Uncertainties from the above variables will potentially introduce extra biases into the RTM-calculated TB. Taking the vertically polarized, 6.9-GHz TB as an example, Fig. 1 shows the sensitivity of RTM-estimated TB (TBest). For each parameter, the relationship is derived by first randomly sampling 2000 values within its physical range (“min” and “max” in Table 2) while assigning all other parameters with a specified value (“default” in Table 2), and then applying these 2000 combinations of parameters in RTM to obtain the same number of TBest. Specifically, TBest shows high sensitivity to time-varying variables (e.g., Tg, SM, and LAI) except for Tυ. Since both Tg and SM may have large diurnal variations, it is necessary to estimate TB at exactly the time when AMSR-E TB is observed, thereby requiring time matching between CLM4 states and AMSR-E observations if conducting assimilation at global scale with daily intervals. This is realized by rendering the model time from the consistent coordinate universal time (UTC) to the same local solar time (LST) through the time shifting of forcing data. By contrast, the accurate input of LAI is ensured by introducing satellite observational products. In terms of time-invariant parameters, TBest shows a relatively low sensitivity to soil texture parameters (e.g., %sand, %clay, and porosity), and thus they are directly inherited from CLM4 ancillary data. On the other hand, TBest shows a high sensitivity to vegetation and soil surface roughness parameters (e.g., bmv, hmv, and qmv), except for xmv, and therefore, they are calibrated prior to the data assimilation. However, since the highly packaged engineering design of CLM4 prevents the feasibility of using it for global-scale parameter calibration, we have followed Yang et al. (2007) to obtain the calibrated RTM parameters (see details in appendix B) when developing our prototype CLM4–RTM–DART system. Note that this calibration scheme is different from de Rosnay et al. (2009), who compare different combinations of land, vegetation, and soil dielectric parameterization schemes in the forward model. This study also differs from De Lannoy et al. (2013, 2014) in terms of calibrating key RTM parameters for the L-band TB estimation.
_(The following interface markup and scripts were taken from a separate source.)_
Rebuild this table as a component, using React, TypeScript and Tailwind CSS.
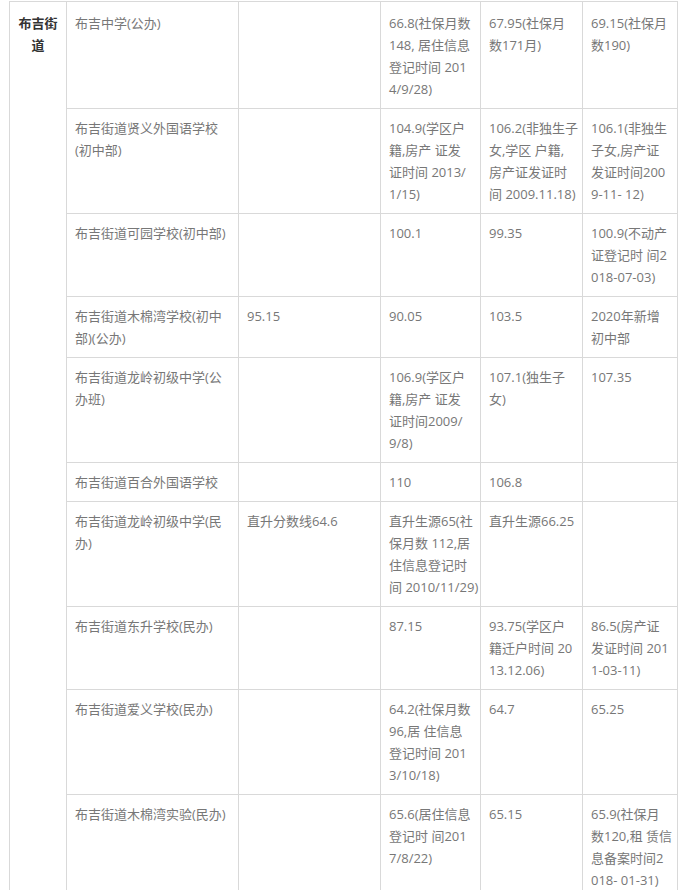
import React from 'react';

type Row = string[][];

// each cell is a list of lines, as wrapped in the original page
const rows: Row[] = [
  [['布吉中学(公办)'], [], ['66.8(社保月数', '148, 居住信息', '登记时间 201', '4/9/28)'], ['67.95(社保月', '数171月)'], ['69.15(社保月', '数190)']],
  [['布吉街道贤义外国语学校', '(初中部)'], [], ['104.9(学区户', '籍,房产 证发', '证时间 2013/', '1/15)'], ['106.2(非独生子', '女,学区 户籍,', '房产证发证时', '间 2009.11.18)'], ['106.1(非独生', '子女,房产证', '发证时间200', '9-11- 12)']],
  [['布吉街道可园学校(初中部)'], [], ['100.1'], ['99.35'], ['100.9(不动产', '证登记时 间2', '018-07-03)']],
  [['布吉街道木棉湾学校(初中', '部)(公办)'], ['95.15'], ['90.05'], ['103.5'], ['2020年新增', '初中部']],
  [['布吉街道龙岭初级中学(公', '办班)'], [], ['106.9(学区户', '籍,房产 证发', '证时间2009/', '9/8)'], ['107.1(独生子', '女)'], ['107.35']],
  [['布吉街道百合外国语学校'], [], ['110'], ['106.8'], []],
  [['布吉街道龙岭初级中学(民', '办)'], ['直升分数线64.6'], ['直升生源65(社', '保月数 112,居', '住信息登记时', '间 2010/11/29)'], ['直升生源66.25'], []],
  [['布吉街道东升学校(民办)'], [], ['87.15'], ['93.75(学区户', '籍迁户时间 20', '13.12.06)'], ['86.5(房产证', '发证时间 201', '1-03-11)']],
  [['布吉街道爱义学校(民办)'], [], ['64.2(社保月数', '96,居 住信息', '登记时间 201', '3/10/18)'], ['64.7'], ['65.25']],
  [['布吉街道木棉湾实验(民办)'], [], ['65.6(居住信息', '登记时 间201', '7/8/22)'], ['65.15'], ['65.9(社保月', '数120,租 赁信', '息备案时间2', '018- 01-31)']],
];

const Cell: React.FC<{ lines: string[]; first: boolean }> = ({ lines, first }) => (
  <td className={`border border-[#d9d9d9] px-2 pb-2 align-top ${first ? 'pt-[10px]' : 'pt-2'}`}>
    {lines.map((l, i) => (
      <div key={i} className="whitespace-nowrap">{l}</div>
    ))}
  </td>
);

export default function App() {
  return (
    <div
      className="bg-white min-h-[890px] overflow-hidden pl-[9px] pt-[1px] text-[13px] leading-[22px] text-[#777]"
      style={{ fontFamily: '"Open Sans", "Noto Sans CJK SC", sans-serif' }}
    >
      <table className="table-fixed border-collapse w-[668px]">
        <colgroup>
          <col className="w-[57px]" />
          <col className="w-[172px]" />
          <col className="w-[142px]" />
          <col className="w-[100px]" />
          <col className="w-[102px]" />
          <col className="w-[95px]" />
        </colgroup>
        <tbody>
          {rows.map((row, r) => (
            <tr key={r}>
              {r === 0 && (
                <td
                  rowSpan={rows.length}
                  className="border border-[#d9d9d9] px-2 pb-2 pt-[10px] align-top text-center font-bold text-[#333]"
                >
                  <div>布吉街</div>
                  <div>道</div>
                </td>
              )}
              {row.map((lines, c) => (
                <Cell key={c} lines={lines} first={r === 0} />
              ))}
            </tr>
          ))}
        </tbody>
      </table>
    </div>
  );
}
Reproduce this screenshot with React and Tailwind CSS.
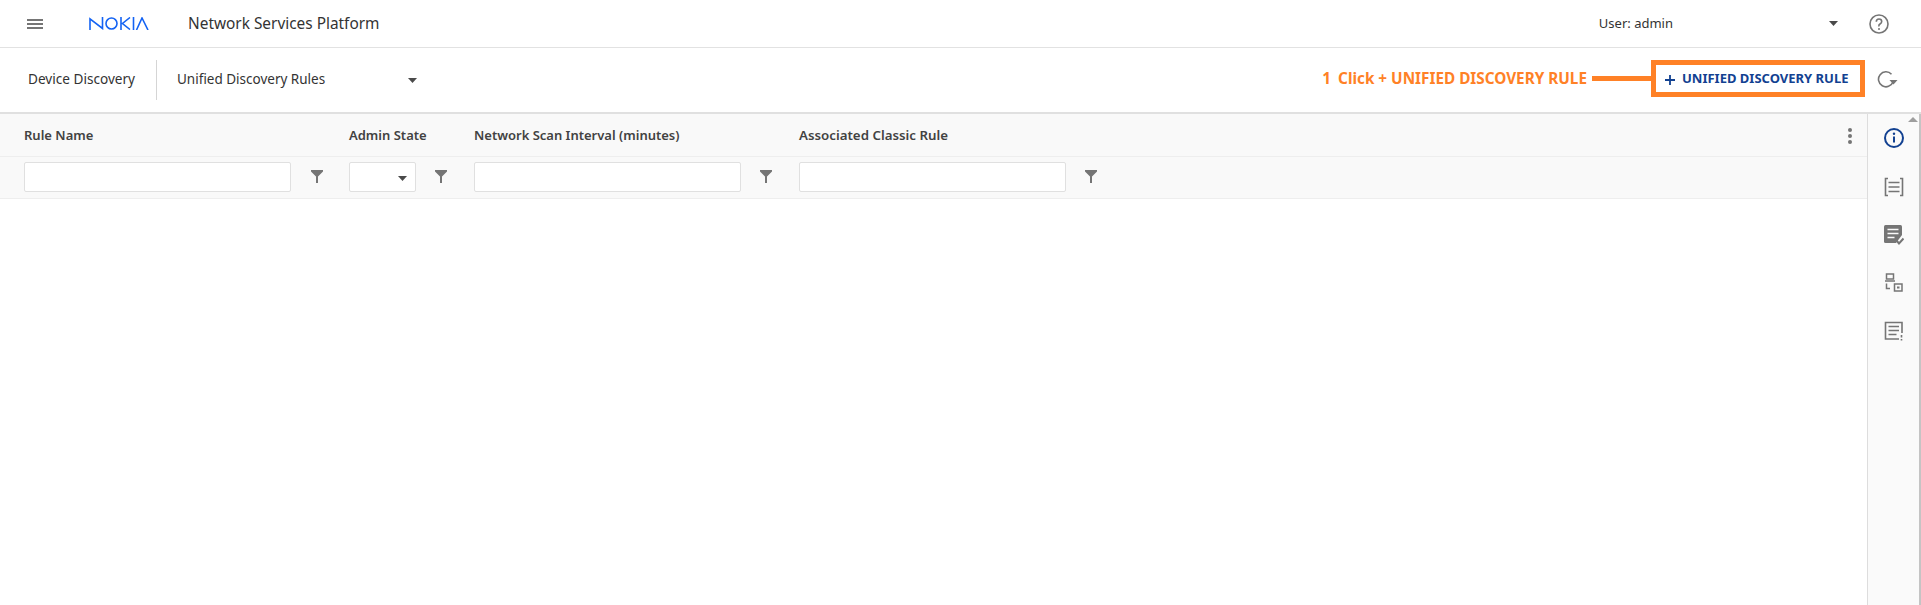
const font = { fontFamily: '"Noto Sans", sans-serif' };

function Caret({ className = "" }) {
  return (
    <svg width="9" height="5" viewBox="0 0 9 5" className={className}>
      <path d="M0 0h9L4.500 5z" fill="#4a4a4a" />
    </svg>
  );
}

function Funnel() {
  return (
    <svg width="12" height="13" viewBox="0 0 12 13">
      <path d="M0 0h12v1.500L7 6.500V13H5V6.500L0 1.500z" fill="#757575" />
    </svg>
  );
}

function NokiaLogo() {
  return (
    <svg width="60" height="13" viewBox="0 0 60 13" fill="none" stroke="#1463f3" strokeWidth="1.600">
      <path d="M1 13V1.800L13.500 11.500V0" />
      <circle cx="22.500" cy="6.500" r="5.500" />
      <path d="M32 0v13M41 0.500L33.500 6.500 41 12.500" />
      <path d="M44.500 0v13" />
      <path d="M47.500 13L53 1l6 12" />
    </svg>
  );
}

function FilterInput({ width }) {
  return <div className={`h-[30px] bg-white border border-[#e0e0e0] rounded-[2px] ${width}`} />;
}

function SideIcon({ children }) {
  return <div className="h-[48.500px] flex items-center justify-center">{children}</div>;
}

export default function App() {
  return (
    <div className="w-[1921px] h-[605px] overflow-hidden bg-white flex flex-col text-[#424242]" style={font}>
      {/* TOP BAR */}
      <div className="h-[48px] shrink-0 flex items-center border-b border-[#e2e2e2] pl-[27px]">
        <div className="w-[16px] flex flex-col gap-[2px]">
          <div className="h-[2px] bg-[#757575]" />
          <div className="h-[2px] bg-[#757575]" />
          <div className="h-[2px] bg-[#757575]" />
        </div>
        <div className="ml-[46px] flex items-center">
          <NokiaLogo />
        </div>
        <div className="ml-[39px] text-[15.400px] text-[#333]">Network Services Platform</div>
        <div className="ml-auto text-[13px] text-[#333]">User: admin</div>
        <Caret className="ml-[156px]" />
        <svg width="20" height="20" viewBox="0 0 20 20" fill="none" className="ml-[31px] mr-[32px]">
          <circle cx="10" cy="10" r="9" stroke="#757575" strokeWidth="1.600" />
          <path d="M7.300 7.800Q7.300 5 10 5t2.700 2.600Q12.700 9 11 10t-1 2.500" stroke="#757575" strokeWidth="1.600" />
          <circle cx="10" cy="15" r="1" fill="#757575" />
        </svg>
      </div>

      {/* TOOLBAR */}
      <div className="h-[66px] shrink-0 flex items-center border-b-2 border-[#e0e0e0] pl-[28px]">
        <div className="mb-[2px] text-[13.600px] text-[#333]">Device Discovery</div>
        <div className="ml-[21px] w-px h-[40px] bg-[#d5d5d5]" />
        <div className="ml-[20px] w-[240px] flex items-center justify-between">
          <span className="mb-[2px] text-[13.500px] text-[#333]">Unified Discovery Rules</span>
          <Caret />
        </div>

        <div className="ml-auto mb-[3px] flex items-center">
          <span className="text-[15.300px] font-bold text-[#ff8126]">1</span>
          <span className="ml-[7px] text-[15.300px] font-bold text-[#ff8126] whitespace-nowrap">Click + UNIFIED DISCOVERY RULE</span>
          <div className="ml-[5px] w-[59px] h-[5px] bg-[#ff8126]" />
          <div className="w-[214px] h-[37px] border-[5px] border-[#ff8126] flex items-center pl-[9px] text-[#124191]">
            <svg width="10" height="10" viewBox="0 0 10 10" className="mt-[2px]">
              <path d="M5 0v10M0 5h10" stroke="#124191" strokeWidth="1.800" />
            </svg>
            <span className="ml-[7px] text-[13px] font-bold whitespace-nowrap">UNIFIED DISCOVERY RULE</span>
          </div>
        </div>
        <svg width="21" height="18" viewBox="0 0 21 18" fill="none" className="ml-[12px] mr-[23px]">
          <path d="M14.500 3.200A7.500 7.500 0 1 0 16 11" stroke="#757575" strokeWidth="1.600" />
          <path d="M12.500 9h8l-4 4.500z" fill="#757575" />
        </svg>
      </div>

      {/* GRID + SIDE PANEL */}
      <div className="flex-1 flex min-h-0">
        <div className="flex-1 min-w-0 flex flex-col">
          <div className="h-[43px] shrink-0 bg-[#f9f9f9] border-b border-[#eeeeee] flex items-center pl-[24px] pt-[1px] text-[13px] font-semibold text-[#424242]">
            <div className="w-[325px]">Rule Name</div>
            <div className="w-[125px]">Admin State</div>
            <div className="w-[325px]">Network Scan Interval (minutes)</div>
            <div className="text-[13.300px]">Associated Classic Rule</div>
            <div className="ml-auto mr-[15px] w-[4px] flex flex-col gap-[2px]">
              <div className="h-[4px] rounded-full bg-[#757575]" />
              <div className="h-[4px] rounded-full bg-[#757575]" />
              <div className="h-[4px] rounded-full bg-[#757575]" />
            </div>
          </div>
          <div className="h-[42px] shrink-0 bg-[#f9f9f9] border-b border-[#eeeeee] flex items-center pl-[24px] pb-[2px]">
            <FilterInput width="w-[267px]" />
            <div className="ml-[20px] w-[38px]"><Funnel /></div>
            <div className="relative">
              <FilterInput width="w-[67px]" />
              <Caret className="absolute right-[9px] top-[14px]" />
            </div>
            <div className="ml-[19px] w-[39px]"><Funnel /></div>
            <FilterInput width="w-[267px]" />
            <div className="ml-[19px] w-[39px]"><Funnel /></div>
            <FilterInput width="w-[267px]" />
            <div className="ml-[19px]"><Funnel /></div>
          </div>
        </div>

        {/* SIDE ICONS */}
        <div className="w-[54px] shrink-0 flex relative border-l border-[#dddddd] bg-[#fafafa]">
          <div className="flex-1">
            <SideIcon>
              <svg width="22" height="22" viewBox="0 0 22 22" fill="none">
                <circle cx="11" cy="11" r="9" stroke="#124191" strokeWidth="2" />
                <path d="M11 9.500v6" stroke="#124191" strokeWidth="2" />
                <circle cx="11" cy="6.800" r="1.200" fill="#124191" />
              </svg>
            </SideIcon>
            <SideIcon>
              <svg width="20" height="20" viewBox="0 0 20 20" fill="none" stroke="#757575" strokeWidth="1.600">
                <path d="M4 1.500H1.500v17H4M16 1.500h2.500v17H16" />
                <path d="M4.500 5.500h11M4.500 10h11M4.500 14.500h11" />
              </svg>
            </SideIcon>
            <SideIcon>
              <svg width="20" height="21" viewBox="0 0 20 21">
                <path d="M1.500 0h15Q18 0 18 1.500V10l-6 8H1.500Q0 18 0 16.500v-15Q0 0 1.500 0z" fill="#757575" />
                <path d="M3.500 4.500h11M3.500 8.500h11M3.500 12.500h7" stroke="#fafafa" strokeWidth="1.600" />
                <path d="M12.500 15.500l2.500 3 4.500-5" fill="none" stroke="#757575" strokeWidth="2" />
              </svg>
            </SideIcon>
            <SideIcon>
              <svg width="19" height="19" viewBox="0 0 19 19" fill="none" stroke="#757575" strokeWidth="1.500" className="mb-[3px]">
                <rect x="2.500" y="1" width="7" height="5" />
                <path d="M1 8h10" />
                <path d="M2.500 10.500v5H6" />
                <rect x="10.500" y="11" width="7.500" height="7" />
                <rect x="13" y="13.500" width="2.500" height="2" fill="#757575" stroke="none" />
              </svg>
            </SideIcon>
            <SideIcon>
              <svg width="20" height="20" viewBox="0 0 20 20" fill="none" stroke="#757575" strokeWidth="1.600" className="mb-[2px]">
                <path d="M15 18H1.500V1.500h16.500V12" />
                <path d="M4.500 5.500h10.500M4.500 9.500h10.500M4.500 13.500h8" />
                <path d="M17.500 14v2.500M17.500 18v1.500" />
              </svg>
            </SideIcon>
          </div>
          <div className="w-[2px] bg-[#c4c4c4]" />
          <div className="absolute right-[3px] top-[3px] w-0 h-0 border-x-[5px] border-x-transparent border-b-[5px] border-b-[#9e9e9e]" />
        </div>
      </div>
    </div>
  );
}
The calibration period is from 1 June to 1 October 2010. Considering the relative low sensitivity of TB to xmv, only bmv was calibrated in Eq. (A5) to avoid overfitting and xmv was set to a constant value (xmv = −1.25) following Jackson and Schmugge (1991). Precalibration was not implemented at regions within the Arctic and Antarctic Circles to avoid snowy or icy conditions. Finally, the precalibrated radiative transfer parameters (i.e., bmv, qmv, and hmv, with their spatial distribution shown in Fig. 2) were used in the RTM module in our CLM4–RTM–DART system for AMSR-E TB assimilation.
c. DART and the CAM4.0 reanalysis
DART has incorporated a variety of mainstream DA algorithms, including the traditional ensemble Kalman filter (EnKF), the deterministic ensemble adjustment Kalman filter (EAKF) (Anderson 2001), and particle filter (PF). Zhang (2015) shows that EAKF outperforms EnKF in snow DA using observations from the Moderate Resolution Imaging Spectroradiometer (MODIS) and Gravity Recovery and Climate Experiment (GRACE). Thus, EAKF is used in this study to update CLM4 states. By assimilating a specifically observed quantity, EAKF is capable of updating each state vector component based on their correlation (Anderson et al. 2009). On the one hand, this supports our current study that updates soil moisture and other CLM4 state variables through the assimilation of AMSR-E TB; on the other hand, this forms the theoretic basis of future studies on multisource land DA where there might be no apparent relationships between CLM4 state variables and observations.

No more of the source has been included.